As usual, when people ask me what I do for a living the discussion turns toward philosophy and religion. As a teacher in intercultural studies it’s impossible not to touch on faith as it is a part of worldview, values and a whole host of other issues. And, like most people, WC wanted to tell me more about his views on these matters than listen to mine. I find such encounters interesting and see them as learning moments of culture and people. What I learned from the WC was that he is basically an agonistic, has always grown up with wealth and privilege, enjoys his family (2 kids, one wife), has no real financial worries now or in the future, likes to drink, smoke and play golf. He is a “clean shaven” Sikh, married to a Hindu and will go to the temple or Gurdwara only if he has to. The WC is the classic case of cultural faith.
Sometime back I met an American who who had visited India. As we talked he said he just couldn’t understand how reasonable, intelligent people can worship idols. I reminded him that every faith looks and feels weird to non-believers. Jesus certainly seems like a strange myth to Hindu’s. He confessed that he, too, had problems with the Lord’s death and resurrection. After my train ride I thought that of that conversation with the American and that he is probably not any different than the WC – a product of cultural faith.
Yesterday I was reading a blog of someone I know in the U.S. who is now living with a man though not yet divorced. Her comment was that she knows that she is living in sin, but she is so happy. The assumption is if you’re happy God doesn’t care, but why would she admit she was living in sin? Is the faith of a Christian so anemic that we can by-pass morality, or has cultural religious relativism so permeated our thinking that it’s not really what God thinks that is important but how I think He should think about my faith, no matter how I behave?
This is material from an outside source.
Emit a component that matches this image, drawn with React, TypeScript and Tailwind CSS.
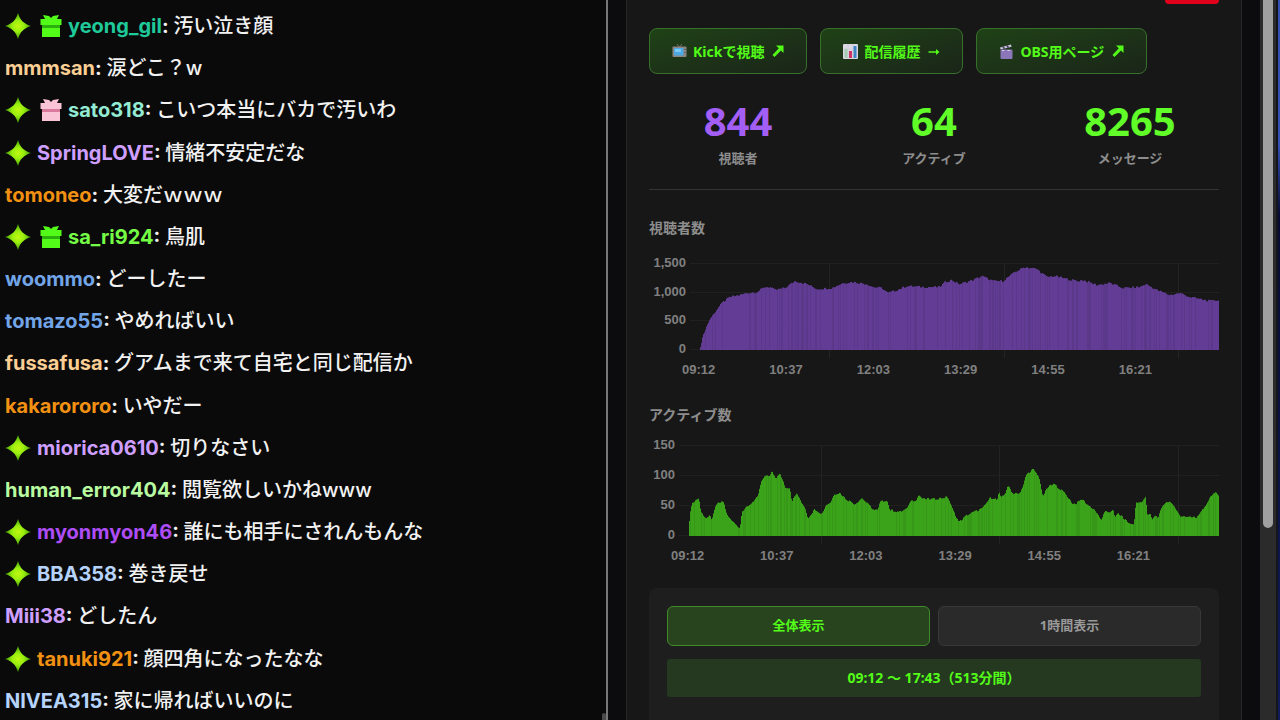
import React from "react";

type Message = {
  name: string;
  color: string;
  text: string;
  star?: boolean;
  gift?: "green" | "pink";
};

type Point = [number, number];

const messages: Message[] = [
  { name: "yeong_gil", color: "text-[#1fc99a]", text: "汚い泣き顔", star: true, gift: "green" },
  { name: "mmmsan", color: "text-[#fbcf94]", text: "涙どこ？w" },
  { name: "sato318", color: "text-[#93ebd3]", text: "こいつ本当にバカで汚いわ", star: true, gift: "pink" },
  { name: "SpringLOVE", color: "text-[#cf9fff]", text: "情緒不安定だな", star: true },
  { name: "tomoneo", color: "text-[#f29111]", text: "大変だｗｗｗ" },
  { name: "sa_ri924", color: "text-[#75fd46]", text: "鳥肌", star: true, gift: "green" },
  { name: "woommo", color: "text-[#72a5e8]", text: "どーしたー" },
  { name: "tomazo55", color: "text-[#72a5e8]", text: "やめればいい" },
  { name: "fussafusa", color: "text-[#fbcf94]", text: "グアムまで来て自宅と同じ配信か" },
  { name: "kakarororo", color: "text-[#f29111]", text: "いやだー" },
  { name: "miorica0610", color: "text-[#cf9fff]", text: "切りなさい", star: true },
  { name: "human_error404", color: "text-[#b9fba0]", text: "閲覧欲しいかねwww" },
  { name: "myonmyon46", color: "text-[#ae4df5]", text: "誰にも相手にされんもんな", star: true },
  { name: "BBA358", color: "text-[#b6d3fb]", text: "巻き戻せ", star: true },
  { name: "Miii38", color: "text-[#cf9fff]", text: "どしたん" },
  { name: "tanuki921", color: "text-[#f29111]", text: "顔四角になったなな", star: true },
  { name: "NIVEA315", color: "text-[#b6d3fb]", text: "家に帰ればいいのに" },
];

const times = ["09:12", "10:37", "12:03", "13:29", "14:55", "16:21"];

const viewerPoints: Point[] = [
  [0, 1], [2, 9], [5, 19], [10, 30], [18, 41], [23, 47], [30, 52], [40, 54], [47, 56], [57, 57], [65, 62],
  [70, 62], [75, 59], [85, 61], [95, 68], [107, 65], [117, 60], [132, 61], [143, 66], [153, 67], [167, 65],
  [173, 62], [182, 61], [188, 56], [197, 59], [207, 63], [223, 62], [240, 62], [245, 67], [252, 69], [257, 66],
  [260, 65], [273, 69], [282, 73], [293, 68], [303, 68], [315, 77], [325, 82], [337, 80], [347, 72], [355, 73],
  [367, 70], [378, 68], [383, 69], [397, 64], [410, 66], [423, 61], [440, 62], [446, 65], [457, 59], [470, 54],
  [480, 56], [490, 52], [510, 48], [519, 49],
];

const activePoints: Point[] = [
  [0, 7], [1, 23], [4, 33], [10, 37], [12, 23], [17, 17], [21, 19], [23, 14], [25, 25], [29, 32], [35, 33],
  [37, 23], [41, 16], [51, 7], [53, 23], [57, 29], [61, 29], [69, 40], [72, 52], [77, 60], [80, 58], [83, 63],
  [87, 57], [91, 61], [94, 55], [96, 48], [101, 47], [103, 34], [108, 42], [112, 33], [116, 28], [119, 17],
  [126, 26], [133, 21], [137, 30], [142, 33], [145, 41], [151, 42], [157, 36], [166, 31], [173, 37], [181, 29],
  [185, 25], [189, 25], [191, 33], [198, 35], [201, 25], [211, 23], [219, 27], [221, 34], [227, 35], [230, 40],
  [234, 36], [246, 36], [259, 38], [264, 25], [270, 13], [278, 20], [294, 27], [301, 37], [306, 37], [308, 34],
  [310, 43], [312, 37], [316, 41], [319, 50], [323, 42], [331, 42], [334, 48], [337, 60], [344, 66], [350, 58],
  [354, 39], [359, 48], [365, 51], [376, 42], [384, 31], [388, 32], [393, 36], [399, 30], [406, 25], [412, 15],
  [416, 23], [421, 23], [424, 26], [426, 17], [429, 22], [441, 11], [445, 11], [447, 32], [452, 33], [457, 38],
  [458, 21], [462, 20], [463, 15], [467, 20], [469, 17], [473, 29], [478, 33], [481, 33], [486, 28], [492, 18],
  [498, 18], [509, 18], [518, 32], [523, 41], [527, 42], [530, 38],
];

const heightAt = (points: Point[], x: number) => {
  const next = points.findIndex((p) => p[0] >= x);
  if (next <= 0) return points[0][1];
  const [x0, y0] = points[next - 1];
  const [x1, y1] = points[next];
  return y0 + ((y1 - y0) * (x - x0)) / (x1 - x0);
};

const noise = (n: number) => {
  const v = Math.sin(n * 12.9898) * 43758.5453;
  return v - Math.floor(v);
};

const Star = () => (
  <svg viewBox="0 0 26 26" className="h-[26px] w-[26px] shrink-0" aria-hidden="true">
    <defs>
      <radialGradient id="star-fill">
        <stop offset="0" stopColor="#c0f812" />
        <stop offset="0.45" stopColor="#98ee0e" />
        <stop offset="1" stopColor="#3f9c08" />
      </radialGradient>
    </defs>
    <path d="M13 0C15 7 19 11 26 13C19 15 15 19 13 26C11 19 7 15 0 13C7 11 11 7 13 0Z" fill="url(#star-fill)" />
  </svg>
);

const Gift = ({ kind }: { kind: "green" | "pink" }) => {
  const main = kind === "green" ? "#53fc18" : "#fbc3d6";
  const band = kind === "green" ? "#2cb010" : "#d9799b";
  return (
    <svg viewBox="0 0 22 22" className="h-[22px] w-[22px] shrink-0" aria-hidden="true">
      <path d="M3 0L9 1L11 3L13 1L19 0L17 4H21.5V10H0.5V4H5Z" fill={main} />
      <path d="M2 10H20V13H2Z" fill={band} />
      <path d="M2 13H20V22H2Z" fill={main} />
    </svg>
  );
};

const ChatRow = ({ name, color, text, star, gift }: Message) => (
  <li className="flex flex-1 items-center whitespace-nowrap text-[20px] leading-7">
    {star && (
      <span className="mr-[6px] flex items-center gap-[9px]">
        <Star />
        {gift && <Gift kind={gift} />}
      </span>
    )}
    <p className="font-medium text-[#f2f2f2]">
      <span className={`font-bold ${color}`}>{name}</span>
      <span className="font-bold">: </span>
      {text}
    </p>
  </li>
);

const TvIcon = () => (
  <svg viewBox="0 0 15 15" className="h-[15px] w-[15px]" aria-hidden="true">
    <path d="M5 0L7.5 3L10 0" stroke="#77706d" fill="none" />
    <rect x="0.5" y="2.5" width="14" height="10.5" rx="1" fill="#8d8583" />
    <rect x="2" y="4" width="9.5" height="7.5" rx="1" fill="#4ba9e4" />
    <rect x="3" y="5" width="6" height="3" rx="1" fill="#7ccbf5" />
    <path d="M13 5V6M13 8V9" stroke="#433c3c" />
  </svg>
);

const ChartIcon = () => (
  <svg viewBox="0 0 15 15" className="h-[15px] w-[15px]" aria-hidden="true">
    <rect width="15" height="15" rx="1" fill="#dcd7e4" />
    <path d="M0 5H15M0 10H15M5 0V15M10 0V15" stroke="#c6c0d2" strokeWidth="0.5" />
    <rect x="1.5" y="5" width="3" height="9" fill="#a3cdb0" />
    <rect x="6" y="7" width="3" height="7" fill="#cf3562" />
    <rect x="10.5" y="2" width="3" height="12" fill="#3f86c6" />
  </svg>
);

const ClapperIcon = () => (
  <svg viewBox="0 0 15 15" className="h-[15px] w-[15px]" aria-hidden="true">
    <path d="M1 3.5L12 0.5L12.6 2.8L1.6 5.6Z" fill="#c9c3dc" />
    <path d="M4 2.6L5.4 4.8M8 1.5L9.4 3.7" stroke="#4a4062" strokeWidth="1.6" />
    <rect x="1.5" y="5.5" width="12" height="9.5" rx="1" fill="#8a76b8" />
    <path d="M3 6.5H12" stroke="#d9d5e6" strokeWidth="1.2" strokeDasharray="2.4 3" />
  </svg>
);

const NorthEast = () => (
  <svg viewBox="0 0 12 12" className="h-3 w-3" fill="currentColor" aria-hidden="true">
    <path d="M4 0.5H11.5V8L9 5.5L2.5 12L0.5 10L6.8 3.3Z" />
  </svg>
);

const East = () => (
  <svg viewBox="0 0 12 12" className="h-3 w-3" fill="currentColor" aria-hidden="true">
    <path d="M0.5 6.3H8V4L11.5 7L8 10V7.7H0.5Z" />
  </svg>
);

const LinkButton = ({ icon, label, arrow }: { icon: React.ReactNode; label: string; arrow: React.ReactNode }) => (
  <a
    href="#"
    className="flex h-[46px] items-center whitespace-nowrap rounded-lg border border-[#37702a] bg-linear-to-br from-[#1f4216] to-[#1a2518] px-[22px] text-[14px] font-bold text-[#53fc18]"
  >
    {icon}
    <span className="ml-[6px] mr-2">{label}</span>
    {arrow}
  </a>
);

const Stat = ({ value, label, color }: { value: string; label: string; color: string }) => (
  <div className="text-center">
    <p className={`text-[40px] font-bold leading-[48px] ${color}`}>{value}</p>
    <p className="mt-[3px] text-[13px] font-bold leading-5 text-[#8d8d8d]">{label}</p>
  </div>
);

type BarChartProps = {
  points: Point[];
  labels: string[];
  labelsClass: string;
  svgClass: string;
  timesClass: string;
  plot: number;
  grid: number[];
  fill: string;
};

const BarChart = ({ points, labels, labelsClass, svgClass, timesClass, plot, grid, fill }: BarChartProps) => {
  const width = points[points.length - 1][0];
  const total = width + 10;
  const step = plot / (labels.length - 1);
  return (
    <div className="font-['Liberation_Sans',Arial,sans-serif] text-[13px] font-bold leading-[14px] text-[#808080]">
      <div className="flex items-start">
        <div className={`-mt-[7px] mr-1 flex shrink-0 flex-col justify-between text-right ${labelsClass}`}>
          {labels.map((l) => (
            <span key={l}>{l}</span>
          ))}
        </div>
        <svg
          viewBox={`0 0 ${total} ${plot + 9}`}
          preserveAspectRatio="none"
          className={`min-w-0 flex-1 ${svgClass}`}
          aria-hidden="true"
        >
          {labels.map((l, i) => (
            <rect key={l} x="0" y={Math.round(i * step)} width={total} height="1" fill="#202020" />
          ))}
          {grid.map((x) => (
            <rect key={x} x={x} y="0" width="1" height={plot + 9} fill="#232323" />
          ))}
          {Array.from({ length: width }, (_, i) => {
            const h = Math.max(1, heightAt(points, i + 0.5) + (noise(Math.floor(i / 2)) - 0.5) * 2);
            return (
              <rect
                key={i}
                x={10 + i}
                y={plot - h}
                width="1"
                height={h + 1}
                fill={fill}
                fillOpacity={noise(i + 40) > 0.75 ? 0.92 : 1}
              />
            );
          })}
        </svg>
      </div>
      <div className={`mt-[5px] grid grid-cols-6 text-center ${timesClass}`}>
        {times.map((t) => (
          <span key={t}>{t}</span>
        ))}
      </div>
    </div>
  );
};

const App = () => {
  return (
    <div className="flex h-screen overflow-hidden bg-[#0a0a0a] font-['Noto_Sans','Noto_Sans_CJK_JP',sans-serif]">
      <section className="flex w-[606px] shrink-0 justify-between">
        <ul className="-mb-[2px] flex flex-col pl-[5px] pt-[5px] font-['Inter','Noto_Sans_CJK_JP',sans-serif]">
          {messages.map((m) => (
            <ChatRow key={m.name} {...m} />
          ))}
        </ul>
        <div className="h-[7px] w-1 self-end rounded-t-sm bg-[#4a4a4a]" />
      </section>
      <div className="w-[2px] shrink-0 bg-[#777777]" />

      <main className="min-w-0 flex-1 bg-[#0c0c0f] px-[18px]">
        <div className="h-full overflow-hidden border-x border-[#262626] bg-[#171717] px-[22px]">
          <div className="flex justify-end">
            <div className="h-1 w-[54px] rounded-b bg-[#e0001b]" />
          </div>

          <nav className="mt-6 flex gap-[13px]">
            <LinkButton icon={<TvIcon />} label="Kickで視聴" arrow={<NorthEast />} />
            <LinkButton icon={<ChartIcon />} label="配信履歴" arrow={<East />} />
            <LinkButton icon={<ClapperIcon />} label="OBS用ページ" arrow={<NorthEast />} />
          </nav>

          <div className="mt-[23px] grid grid-cols-3 gap-[18px] border-b border-[#333333] pb-[21px]">
            <Stat value="844" label="視聴者" color="text-[#a35ff5]" />
            <Stat value="64" label="アクティブ" color="text-[#60fd29]" />
            <Stat value="8265" label="メッセージ" color="text-[#60fd29]" />
          </div>

          <h2 className="mt-7 text-[14px] font-bold leading-5 text-[#8d8d8d]">視聴者数</h2>
          <div className="mt-[25px]">
            <BarChart
              points={viewerPoints}
              labels={["1,500", "1,000", "500", "0"]}
              labelsClass="h-[100px] w-[37px]"
              svgClass="h-[95px]"
              timesClass="ml-[6px] mr-[40px]"
              plot={86}
              grid={[139, 314, 488]}
              fill="#633c96"
            />
          </div>

          <h2 className="mt-7 text-[14px] font-bold leading-5 text-[#8d8d8d]">アクティブ数</h2>
          <div className="mt-5">
            <BarChart
              points={activePoints}
              labels={["150", "100", "50", "0"]}
              labelsClass="h-[104px] w-[26px]"
              svgClass="h-[99px]"
              timesClass="-ml-[6px] mr-[41px]"
              plot={90}
              grid={[142, 320, 499]}
              fill="#3ba31a"
            />
          </div>

          <div className="mt-[25px] rounded-lg bg-[#1e1e1e] px-[18px] pb-10 pt-[18px] text-[13px] font-bold">
            <div className="grid grid-cols-2 gap-2">
              <button type="button" className="h-10 rounded-md border border-[#3f8a2a] bg-[#28441e] text-[#53fc18]">
                全体表示
              </button>
              <button type="button" className="h-10 rounded-md border border-[#383838] bg-[#2a2a2a] text-[#999999]">
                1時間表示
              </button>
            </div>
            <p className="mt-[13px] rounded-[3px] bg-[#253820] py-[9px] text-center text-[14px] leading-5 text-[#53fc18]">
              09:12 〜 17:43（513分間）
            </p>
          </div>
        </div>
      </main>

      <div className="flex w-4 shrink-0 items-start justify-center bg-[#2b2b2b]">
        <div className="h-[528px] w-[10px] rounded-b-full bg-[#a0a0a0]" />
      </div>
      <div className="w-[2px] shrink-0 bg-[#14161c]" />
      <div className="w-[2px] shrink-0 bg-linear-to-b from-[#3451b5] from-20% via-[#070b33] via-30% to-[#101c5c]" />
    </div>
  );
};

export default App;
And what about my own faith? Do I truly believe that this Jesus I proclaim is so necessary for all humanity it’s worth being away from my family half of each year? Or am I just a religious coolie peddling my wares for a monthly income? Am I, also, such a product of my culture that I only see God’s hand when it suits my taste, or is He a part of the process of my life trying to break through my cultural bias and assumptions? The greater question, am I (or you) a product and part of a Divine intervention that through time and space is a great narrative for all eternity to observe? Or like so many, am I, we, just a result of cultural faith, blissfully ignorant of eternal reality, hoping for the best?
1 comment:
Deep thoughts, indeed. All I could think of when you were talking about that lady you met was the book _The Life of Pi_, by Yann Martel. "Pi" a Hindu Indian boy, hears the story of Christ's death for the first time from a priest, and likens it to his father's zoo, imagining that if the lions were to begin eating the other animals, his father would sacrifice HIM to atone for THEIR sins. He says of the story of Christ's death: "What a downright weird story. What a peculiar psychology." The boy, hungry for all faith, becomes a Christian, a Muslim, AND maintains his Hinduism. When his priest, pandit, imam, and parents find out, they begin to squabble over which faith is real, and he breaks in, crying, "I just want to love God." The novel is fiction, but that part has always stayed with me--it opened my eyes to how others may see my faith.
I think you are doing what God created you to do--open the doors for those who want to love Him. I'm proud of you.